Wednesday, October 22, 2008

Reel Affirmations "Fabulosity" Men's Short Films


Reel Affirmations, on Wed. Oct 22, aired is Men’s shorts films, in a program, called “Fabulosity”, of ten films called “Fabulosity,” at the AFI Silver in Silver Spring MD, in the large auditorium. The full anamorphic films were cropped to fit the standard size screen, rather than allowed to expand to the full potential size of the screen. Not all the films had a clear “beginning, middle and end.”

Here are the films:

(1) “Fabulosity” (USA), directed by Don Newcomb, 5 minutes. This film was shot in the smallest 4:3 ratio. An old-fashioned couple undergoes medical xray vision and sees (on rainbow colors) and unborn with “fabulosity”. The film expands into New York, with many possible adult incarnations of the baby, sometimes in disco-like poses on Christopher Street. Finally one of the men gives them grandchildren with surrogate fatherhood, and they get twins, one with and one without “fabulosity”.

(2) “Dolls” (USA), directed by Randy Casperson, 10 min. A teenage boy clings to his doll during a family yard sale (perhaps spurned by economic recession). The boy is taunted about his lack of conformity.

(3) “Romeo’s Kiss” (France), directed by Jullen Eger, 12 min. When the female lead for a college play has to go away, a boy plays the role of Juliet in rehearsal, and finds himself enamored to the lead. The very end allows him his downfall.

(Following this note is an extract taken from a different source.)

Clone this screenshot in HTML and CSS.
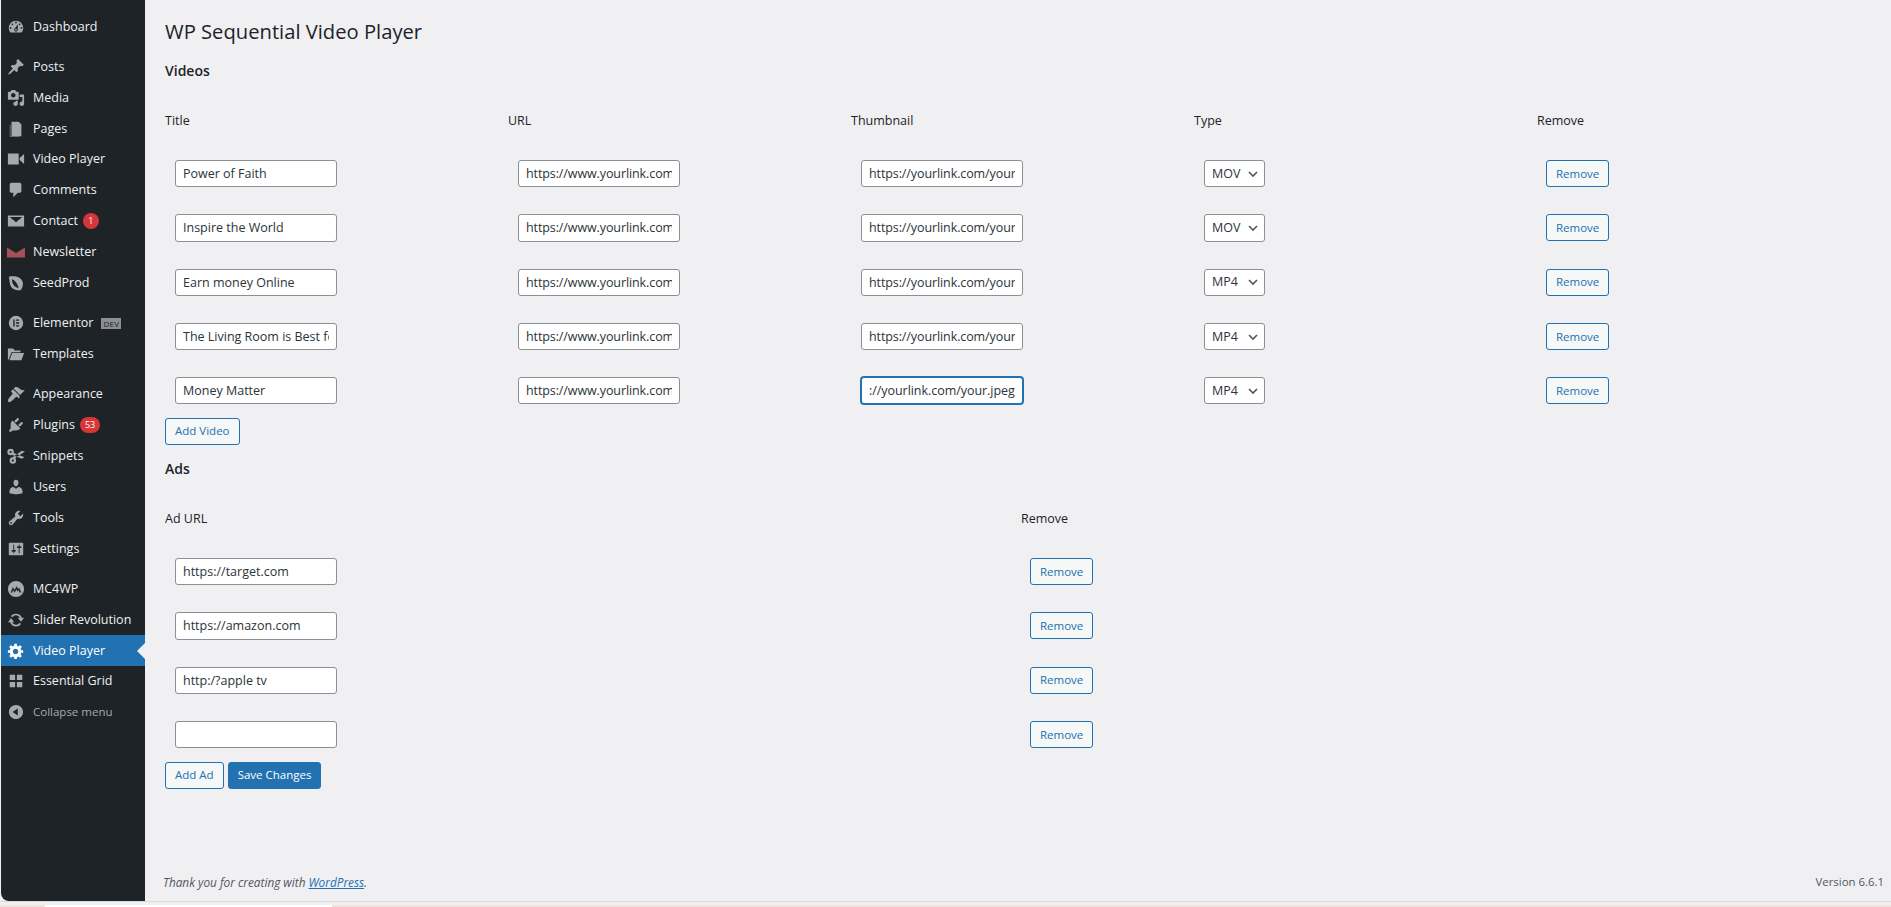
FILE: index.html
```html
<!DOCTYPE html>
<html lang="en">
<head>
  <meta charset="UTF-8">
  <title>WP Sequential Video Player</title>
  <link rel="stylesheet" href="styles.css">
</head>
<body>
<div class="wrap">
  <!-- admin menu -->
  <nav class="menu">
    <ul class="group">
      <li><svg viewBox="0 0 20 20"><path d="M3.76 16h12.48c1.1-1.37 1.76-3.11 1.76-5 0-4.42-3.58-8-8-8s-8 3.58-8 8c0 1.89.66 3.63 1.76 5zM10 4c.55 0 1 .45 1 1s-.45 1-1 1-1-.45-1-1 .45-1 1-1zM6 6c.55 0 1 .45 1 1s-.45 1-1 1-1-.45-1-1 .45-1 1-1zm8 0c.55 0 1 .45 1 1s-.45 1-1 1-1-.45-1-1 .45-1 1-1zm-5.37 5.55L12 7v6c0 1.1-.9 2-2 2s-2-.9-2-2c0-.57.24-1.08.63-1.45zM4 10c.55 0 1 .45 1 1s-.45 1-1 1-1-.45-1-1 .45-1 1-1zm12 0c.55 0 1 .45 1 1s-.45 1-1 1-1-.45-1-1 .45-1 1-1zm-5 3c0-.55-.45-1-1-1s-1 .45-1 1 .45 1 1 1 1-.45 1-1z"/></svg>Dashboard</li>
    </ul>
    <ul class="group">
      <li><svg viewBox="0 0 20 20"><path d="M10.44 3.02l1.82-1.82 6.36 6.35-1.83 1.82c-1.05-.68-2.48-.57-3.41.36l-.75.75c-.92.93-1.04 2.35-.35 3.41l-1.83 1.82-2.41-2.41-2.8 2.79c-.42.42-3.38 2.71-3.8 2.29s1.86-3.39 2.28-3.81l2.79-2.79L4.1 9.36l1.83-1.82c1.05.69 2.48.57 3.4-.36l.75-.75c.93-.92 1.05-2.35.36-3.41z"/></svg>Posts</li>
      <li><svg viewBox="0 0 20 20"><path d="M13 11V4c0-.55-.45-1-1-1h-1.67L9 1H5L3.67 3H2c-.55 0-1 .45-1 1v7c0 .55.45 1 1 1h10c.55 0 1-.45 1-1zM7 4.500c1.380 0 2.500 1.120 2.500 2.500S8.380 9.500 7 9.500 4.500 8.380 4.500 7 5.620 4.500 7 4.500zM14 6h5v10.500c0 1.380-1.120 2.500-2.500 2.500S14 17.880 14 16.500s1.120-2.500 2.500-2.500c.17 0 .34.02.5.05V9h-3V6zm-4 8.050V13h2v3.500c0 1.380-1.120 2.500-2.500 2.500S7 17.880 7 16.500 8.120 14 9.500 14c.17 0 .34.02.5.05z"/></svg>Media</li>
      <li><svg viewBox="0 0 20 20"><path d="M5 2h8l3 3v13H5z"/><path d="M3 5h1v13h10v1H3z" opacity=".6"/></svg>Pages</li>
      <li><svg viewBox="0 0 20 20"><path d="M1 4h12v12H1zM14 9l5-4.500v11L14 11z"/></svg>Video Player</li>
      <li><svg viewBox="0 0 20 20"><path d="M5 2h9c1.100 0 2 .9 2 2v7c0 1.100-.9 2-2 2h-2l-5 5v-5H5c-1.100 0-2-.9-2-2V4c0-1.100.9-2 2-2z"/></svg>Comments</li>
      <li><svg viewBox="0 0 20 20"><path d="M1 4h18v12H1zM3 5.500l7 6 7-6z" fill-rule="evenodd"/></svg>Contact<span class="badge">1</span></li>
      <li><svg class="red" viewBox="0 0 20 20"><path d="M0 5l10 6 10-6v11H0z"/></svg>Newsletter</li>
      <li><svg viewBox="0 0 20 20"><path fill-rule="evenodd" d="M2 3c7-1.500 14 .5 15.500 6 .8 3.500-.5 7-2.500 9-5 .5-10-1-11.500-6C3 9 2.500 6 2 3zm3.500 2.500c0 3 .8 6 3 8 1.500 1.300 3 2 4.500 2.300-1-4.500-3-8-7.500-10.300z"/></svg>SeedProd</li>
    </ul>
    <ul class="group">
      <li><svg viewBox="0 0 20 20"><path fill-rule="evenodd" d="M10 2a8 8 0 100 16 8 8 0 000-16zM7 6h1.500v8H7zm3 0h3.500v1.500H10zm0 3.200h3.500v1.500H10zm0 3.300h3.500V14H10z"/></svg>Elementor<span class="dev">DEV</span></li>
      <li><svg viewBox="0 0 20 20"><path d="M1 4h6l1.500 2H15v2H5l-3 8H1zM5.700 9H19l-3 8H2.700z"/></svg>Templates</li>
    </ul>
    <ul class="group">
      <li><svg viewBox="0 0 20 20"><path d="M14.480 11.060L7.410 3.990l1.500-1.500c.5-.56 2.300-.47 3.510.32 1.210.8 1.430 1.280 2.910 2.100 1.180.64 2.450 1.260 4.450.85zm-.71.71L6.700 4.700 4.930 6.470c-.39.39-.39 1.020 0 1.410l1.060 1.060c.39.39.39 1.030 0 1.420-.6.6-5 5-5 7 0 1.500 1.500 2 2.500 1.500 2-1 5.500-4.500 6.500-5.500.39-.39 1.030-.39 1.420 0l1.060 1.060c.39.39 1.020.39 1.410 0z"/></svg>Appearance</li>
      <li><svg viewBox="0 0 20 20"><path d="M13.110 4.360L9.870 7.600 8 5.730l3.240-3.240c.35-.34 1.050-.2 1.560.32.52.51.66 1.210.31 1.550zm-8 1.770l.91-1.120 9.010 9.010-1.190.84c-.71.71-2.630 1.160-3.820 1.160H6.140L4.900 17.260c-.59.59-1.540.59-2.120 0-.59-.58-.59-1.530 0-2.120l1.240-1.240v-3.880c0-1.130.4-3.190 1.090-3.890zm7.260 3.970l3.240-3.240c.34-.35 1.040-.21 1.550.31.52.51.66 1.210.31 1.550l-3.240 3.250z"/></svg>Plugins<span class="badge wide">53</span></li>
      <li><svg viewBox="0 0 20 20"><path fill-rule="evenodd" d="M4 2a3.600 3.600 0 100 7.200A3.600 3.600 0 004 2zm0 2.400a1.200 1.200 0 110 2.400 1.200 1.200 0 010-2.400zM6.500 11.500a3.600 3.600 0 100 7.200 3.600 3.600 0 000-7.200zm0 2.400a1.200 1.200 0 110 2.400 1.200 1.200 0 010-2.400z"/><path d="M6.500 6L19.500 11.500l-3 1.500L5.800 9zM8 13L20 5l-3.500-.8L6.500 11z"/></svg>Snippets</li>
      <li><svg viewBox="0 0 20 20"><path d="M10 9.250c-2.270 0-2.730-3.440-2.730-3.440C7 4.020 7.820 2 9.970 2c2.160 0 2.980 2.020 2.710 3.810 0 0-.41 3.440-2.680 3.440zm0 2.570L12.720 10c2.390 0 4.520 2.330 4.520 4.530v2.490s-3.650 1.130-7.240 1.130c-3.650 0-7.240-1.130-7.240-1.130v-2.490c0-2.250 1.940-4.480 4.470-4.480z"/></svg>Users</li>
      <li><svg viewBox="0 0 20 20"><path d="M16.680 9.770c-1.340 1.340-3.300 1.670-4.950.99l-5.410 6.520c-.99.99-2.590.99-3.580 0s-.99-2.590 0-3.570l6.520-5.420c-.68-1.650-.35-3.610.99-4.950 1.280-1.280 3.120-1.620 4.720-1.060l-2.890 2.890 2.820 2.820 2.860-2.870c.53 1.580.18 3.390-1.080 4.650zM3.810 16.210c.4.39 1.040.39 1.430 0 .4-.4.4-1.040 0-1.430-.39-.4-1.030-.4-1.430 0-.39.39-.39 1.030 0 1.430z"/></svg>Tools</li>
      <li><svg viewBox="0 0 20 20"><path d="M18 16V4c0-.55-.45-1-1-1H3c-.55 0-1 .45-1 1v12c0 .55.45 1 1 1h14c.55 0 1-.45 1-1zM8 11h1c.55 0 1 .45 1 1s-.45 1-1 1H8v1.500c0 .28-.22.5-.5.5s-.5-.22-.5-.5V13H6c-.55 0-1-.45-1-1s.45-1 1-1h1V5.500c0-.28.22-.5.5-.5s.5.22.5.5V11zm5-2h-1c-.55 0-1-.45-1-1s.45-1 1-1h1V5.500c0-.28.22-.5.5-.5s.5.22.5.5V7h1c.55 0 1 .45 1 1s-.45 1-1 1h-1v5.500c0 .28-.22.5-.5.5s-.5-.22-.5-.5V9z"/></svg>Settings</li>
    </ul>
    <ul class="group">
      <li><svg viewBox="0 0 20 20"><path fill-rule="evenodd" d="M10 1a9 9 0 100 18 9 9 0 000-18zM4 14l2.500-6 2 3 2-4 2 3 1-1.500L16 14h-2l-1-3-1 2-1.500-2.500L8.500 14 6.500 11 6 14z"/></svg>MC4WP</li>
      <li><svg viewBox="0 0 20 20"><path d="M10 3a7 7 0 016.500 4.500H19L15.500 12 12 7.500h2.300A4.800 4.800 0 006 7L4.300 5.500A7 7 0 0110 3zM1 8l3.500-.2L8 12.500H5.700A4.800 4.800 0 0014 13l1.700 1.500A7 7 0 013.500 12.500H1L4.500 8z"/></svg>Slider Revolution</li>
      <li class="active"><svg viewBox="0 0 20 20"><path d="M18 12h-2.180c-.17.7-.44 1.350-.81 1.930l1.540 1.540-2.100 2.100-1.540-1.540c-.58.36-1.230.63-1.910.79V19H8v-2.180c-.68-.16-1.330-.43-1.910-.79l-1.540 1.540-2.120-2.120 1.540-1.540c-.36-.58-.63-1.230-.79-1.910H1V9.030h2.170c.16-.7.44-1.350.8-1.940L2.430 5.550l2.100-2.100 1.540 1.540c.58-.37 1.240-.64 1.930-.81V2h3v2.180c.68.16 1.330.43 1.910.79l1.540-1.540 2.120 2.120-1.540 1.540c.36.59.64 1.240.8 1.940H18V12zm-8.500 1.500c1.660 0 3-1.340 3-3s-1.340-3-3-3-3 1.340-3 3 1.340 3 3 3z"/></svg>Video Player</li>
      <li><svg viewBox="0 0 20 20"><path d="M3 3h6v6H3zM11 3h6v6h-6zM3 11h6v6H3zM11 11h6v6h-6z"/></svg>Essential Grid</li>
      <li class="collapse"><svg viewBox="0 0 20 20"><path d="M10 2.160c4.330 0 7.840 3.510 7.840 7.840s-3.510 7.840-7.840 7.840S2.160 14.330 2.160 10 5.710 2.160 10 2.160zm2 11.720V6.120L6.180 9.970z"/></svg>Collapse menu</li>
    </ul>
  </nav>

  <!-- page -->
  <main class="content">
    <h1>WP Sequential Video Player</h1>
    <h2 class="first">Videos</h2>
    <table>
      <tr><th>Title</th><th>URL</th><th>Thumbnail</th><th>Type</th><th>Remove</th></tr>
      <tr>
        <td><input type="text" value="Power of Faith"></td>
        <td><input type="text" class="link" value="https://www.yourlink.com/your.mp4"></td>
        <td><input type="text" class="thumb" value="https://yourlink.com/your.jpeg"></td>
        <td><select><option>MOV</option></select></td>
        <td><button class="btn">Remove</button></td>
      </tr>
      <tr>
        <td><input type="text" value="Inspire the World"></td>
        <td><input type="text" class="link" value="https://www.yourlink.com/your.mp4"></td>
        <td><input type="text" class="thumb" value="https://yourlink.com/your.jpeg"></td>
        <td><select><option>MOV</option></select></td>
        <td><button class="btn">Remove</button></td>
      </tr>
      <tr>
        <td><input type="text" value="Earn money Online"></td>
        <td><input type="text" class="link" value="https://www.yourlink.com/your.mp4"></td>
        <td><input type="text" class="thumb" value="https://yourlink.com/your.jpeg"></td>
        <td><select><option>MP4</option></select></td>
        <td><button class="btn">Remove</button></td>
      </tr>
      <tr>
        <td><input type="text" value="The Living Room is Best for Family"></td>
        <td><input type="text" class="link" value="https://www.yourlink.com/your.mp4"></td>
        <td><input type="text" class="thumb" value="https://yourlink.com/your.jpeg"></td>
        <td><select><option>MP4</option></select></td>
        <td><button class="btn">Remove</button></td>
      </tr>
      <tr>
        <td><input type="text" value="Money Matter"></td>
        <td><input type="text" class="link" value="https://www.yourlink.com/your.mp4"></td>
        <td><input type="text" class="focused" value="://yourlink.com/your.jpeg"></td>
        <td><select><option>MP4</option></select></td>
        <td><button class="btn">Remove</button></td>
      </tr>
    </table>
    <div class="actions"><button class="btn">Add Video</button></div>

    <h2>Ads</h2>
    <table>
      <tr><th class="ad-col">Ad URL</th><th>Remove</th></tr>
      <tr><td><input type="text" value="https://target.com"></td><td><button class="btn">Remove</button></td></tr>
      <tr><td><input type="text" value="https://amazon.com"></td><td><button class="btn">Remove</button></td></tr>
      <tr><td><input type="text" value="http:/?apple tv"></td><td><button class="btn">Remove</button></td></tr>
      <tr><td><input type="text" value=""></td><td><button class="btn">Remove</button></td></tr>
    </table>
    <div class="actions"><button class="btn">Add Ad</button><button class="btn primary">Save Changes</button></div>

    <footer class="foot">
      <em>Thank you for creating with <a href="#">WordPress</a>.</em>
      <span class="ver">Version 6.6.1</span>
    </footer>
  </main>
</div>
<div class="strip"><i></i><b></b><i class="rest"></i></div>
</body>
</html>
```

FILE: styles.css
```css
*{box-sizing:border-box}
html,body{height:100%}
body{margin:0;height:907px;overflow:hidden;background:#f0f0f3;color:#1d2327;font:12.5px/20px "Open Sans","Noto Sans",sans-serif}
.wrap{display:flex;height:902px;border-bottom:1px solid #dcdcde;margin-bottom:3px}
/* admin menu */
.menu{width:144px;margin-left:1px;background:#1d2327;color:#f0f0f1;padding-top:11.2px;border-bottom-left-radius:8px;flex:none}
.group{list-style:none;margin:0 0 9.5px;padding:0}
.group li{display:flex;align-items:center;height:30.85px;padding-left:6px;white-space:nowrap;position:relative}
.group svg{width:18px;height:18px;margin-right:8px;fill:#a7aaad;flex:none}
.group svg.red{fill:#a4505a}
.group .active{background:#2271b1;color:#fff}
.group .active svg{fill:#fff}
.group .active:after{content:"";position:absolute;right:0;top:50%;margin-top:-8px;border:8px solid transparent;border-right-color:#f0f0f3;border-left-width:0}
.group .collapse{color:#a7aaad;font-size:11.5px}
.badge{margin-left:5px;min-width:16px;height:16px;padding:0 5px;border-radius:8px;background:#d63638;color:#fff;font-size:9px;line-height:16px;text-align:center}
.dev{margin-left:8px;padding:0 2px;height:11px;background:#8c8f94;color:#1d2327;font-size:8px;line-height:11px;letter-spacing:.3px}
/* page */
.content{flex:1;min-width:0;padding:14px 7px 0 20px;display:flex;flex-direction:column}
h1{margin:0;font-size:20.2px;font-weight:400;line-height:34px}
h2{margin:14px 0 13px;font-size:14px;font-weight:600;line-height:20px}
h2.first{margin-top:13px}
table{width:1715px;border-collapse:collapse;table-layout:fixed}
th{height:52.5px;padding:2px 0 0;font-weight:400;text-align:left}
th.ad-col{width:856px}
td{height:54.3px;padding:0 10px}
td .btn{margin-left:-1px}
input,select{display:block;height:27.3px;background:#fff;border:1px solid #8c8f94;border-radius:3px;color:#2c3338;font:inherit;outline:0}
input{width:162px;padding:0 7px}
input.link{letter-spacing:-.1px}
input.thumb{letter-spacing:-.1px}
input.focused{border-color:#2271b1;box-shadow:0 0 0 1px #2271b1;letter-spacing:-.05px}
select{width:61px;padding:0 20px 0 7px;appearance:none;background:#fff url("data:image/svg+xml,%3Csvg xmlns='http://www.w3.org/2000/svg' width='16' height='16'%3E%3Cpath d='M4 6l4 4 4-4' fill='none' stroke='%23555' stroke-width='1.600'/%3E%3C/svg%3E") no-repeat right 3px center}
.btn{display:block;height:27px;padding:0 9px;background:#f6f7f7;border:1px solid #2271b1;border-radius:3px;color:#2271b1;font:inherit;font-size:11.5px;cursor:pointer}
.btn.primary{background:#2271b1;color:#fff}
.actions{display:flex;gap:4px}
.foot{margin-top:auto;padding-bottom:9px;margin-left:-2px;display:flex;justify-content:space-between;color:#50575e;font-size:11.8px}
.foot a{color:#2271b1}
.ver{font-size:11.4px}
/* bottom edge */
.strip{display:flex;height:2px}
.strip i{width:45px;background:#efe4dc}
.strip b{width:287px;background:#fff}
.strip .rest{flex:1}
```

(4) “Something Like That” (Brazil), directed by Esmir Fiho, 15 minutes. A gay boy gets risqué in a mixed Sao Paolo club, and then finds fun with a “girl friend” romping through an empty supermarket. This film is shot in overexposed sepia.

(5) “Neurotics” (USA), directed by Nick Wauter, 14 minutes, in full anamorphic Panavision. This film was done with SAG actors (probably as a SAG Indie). The film traces the thoughts of a number of patrons at a gay bar. One likeable character stands out, trying to get an invitation (or perhaps “a recommend”). He succeeds.

(6) “Herzhaft” (Germany), directed by Martin Busker, 15 minutes. This is the most disturbing film of the set. A soccer coach has palled around with one of the teenage students, and the boy’s mother is suspicious of an inappropriate affair. The relationship may me more like father-son (as the boy does not have one). The movie is ambiguous, but it may not end well. The film has a distance resemblance to the Lifetime film “Student Seduction” (2003).

(7) “Sweat” (UK), directed by John Lochland, 15 minutes. A novice looks for real love at a bath house in the post AIDS world.

(8) “Just” (USA), directed by David Maurice Gil. Two Asian Americans, waking up in the morning, share their experiences as writers and with their own “don’t ask don’t tell” rules regarding infidelity. This film is in full anamorphic Panavision.

(9) “Mirror, Mirror” (Australia), directed by John Winter. A man looks at himself in the mirror and believes he lives with the ghost of his dead mother, a la Psycho. In full anamorphic Panavision.

(10) “The Red Dress” (USA), directed by Barney Cheng. A woman breaks into a church morgue to fulfill a friend’s last wish.